40% of girls, 31% of boys, have concerns

By Sue Doherty

Significant numbers of 11-16-year-olds in Northern Ireland are concerned about their mental health, according to a government report.

The Young Persons Behaviour & Attitudes Survey (YPBAS) shows that 40% of girls and 31% of boys have concerns about their mental health.

A total of 6,831 schoolchildren aged 11-16 completed the survey between October and December 2016. The research was conducted by the Central Survey Unit of NI Statistics and Research Agency (NISRA).

The number of students reporting mental health concerns rose from 18% in Year 8 to 53% in Year 12, according to the report.

While 65% of all students surveyed said they didn't have any concerns, 24% said they did "to some extent" while 11% said "yes, definitely".

More than half (61%) of the young people who said they had concerns about their mental health also stated that they did not turn to anyone else for help about their concerns.

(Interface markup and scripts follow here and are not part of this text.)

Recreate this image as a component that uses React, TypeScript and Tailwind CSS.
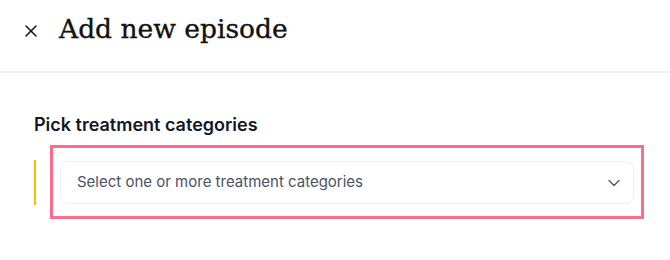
import { X, ChevronDown } from "lucide-react";

export default function App() {
  return (
    <div className="w-[670px] h-[260px] bg-white" style={{ fontFamily: "Inter, 'Noto Sans', sans-serif" }}>
      {/* Header */}
      <div className="h-[73px] border-b-2 border-[#eef1f5] flex items-start pt-[13px] pl-[21px] gap-[18px]">
        <X size={20} strokeWidth={1.75} className="mt-[8px] text-[#111]" />
        <h1 className="text-[26.5px] leading-[32px] text-[#111] font-['DejaVu_Serif',serif] [-webkit-text-stroke:0.35px_#111]">
          Add new episode
        </h1>
      </div>

      {/* Body */}
      <div className="pl-[34px] pt-[40px]">
        <label className="block text-[18px] leading-[24px] font-semibold text-[#111827]">
          Pick treatment categories
        </label>
        <div className="flex items-center mt-[8px]">
          <div className="w-[2px] h-[45px] bg-[#fbbc05]" />
          <div className="ml-[14px] w-[594px] border-[3px] border-[#ff6b8b] px-[7px] pt-[13px] pb-[12px]">
            <button className="w-full h-[43px] flex items-center justify-between rounded-lg border border-[#eef0f4] bg-white pl-[16px] pr-[9px]">
              <span className="text-[15px] text-[#4b5166]">Select one or more treatment categories</span>
              <ChevronDown size={20} strokeWidth={1.5} className="text-[#4b5166]" />
            </button>
          </div>
        </div>
      </div>
    </div>
  );
}
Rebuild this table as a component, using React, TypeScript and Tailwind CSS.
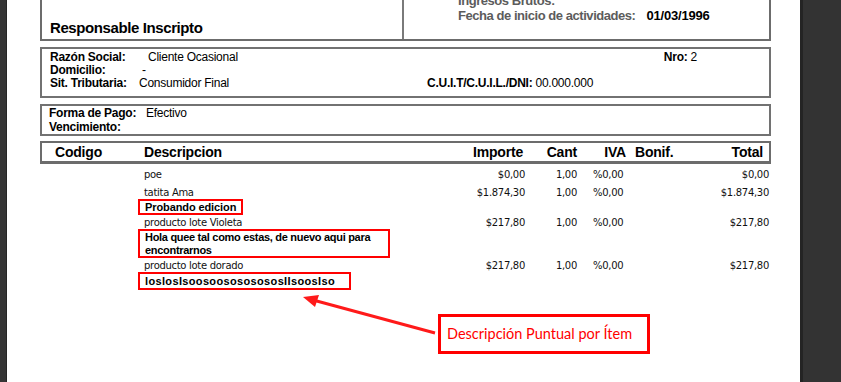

Of these, 60% said "I could handle things on my own", while 28% "felt unable to speak with anyone" and 27% were "too embarrassed".

Of those seeking help, 73% turned to a family member, 42% to a friend, 24% to a GP and 22% to a member of staff at school.

'Exam pressure and stress'

Aware is one of the best known charities helping people in Northern Ireland deal with depression and other mental health issues.

Michelle Byrne of Aware said: "Suicide is the biggest killer of people under the age of 35 in the UK, with Northern Ireland having the highest rates of suicide in the UK.”

She added: “It is important that we look out for our young people, particularly at this time of year when they are clearly under a great deal of pressure and stress as they await their exam results.”

Through Aware’s Mood Matters programme for 14-18-year-olds, the charity learns first hand about the difficulties young people face.

“Young people present a number of issues to us including depression, anxiety and self-harm," Ms Byrne explained.

“There is a lot of pressure on young people with exams and the pressure at times is so significant that it can lead to depression and suicide.

“Our young people are calling out for support and often talk about not knowing where to go, or who to tell because of the pressure they are feeling to succeed.”

When asked how concerned parents and friends can help, Ms Byrne gave the following advice: “Being aware of the signs and symptoms of depression and talking to young people about mental illness is very important in ensuring a safe environment for them to open up if they are struggling.

“We would advise parents and guardians to talk to young people about how they are feeling, particularly if they notice a difference in their mood eating or sleeping habits.”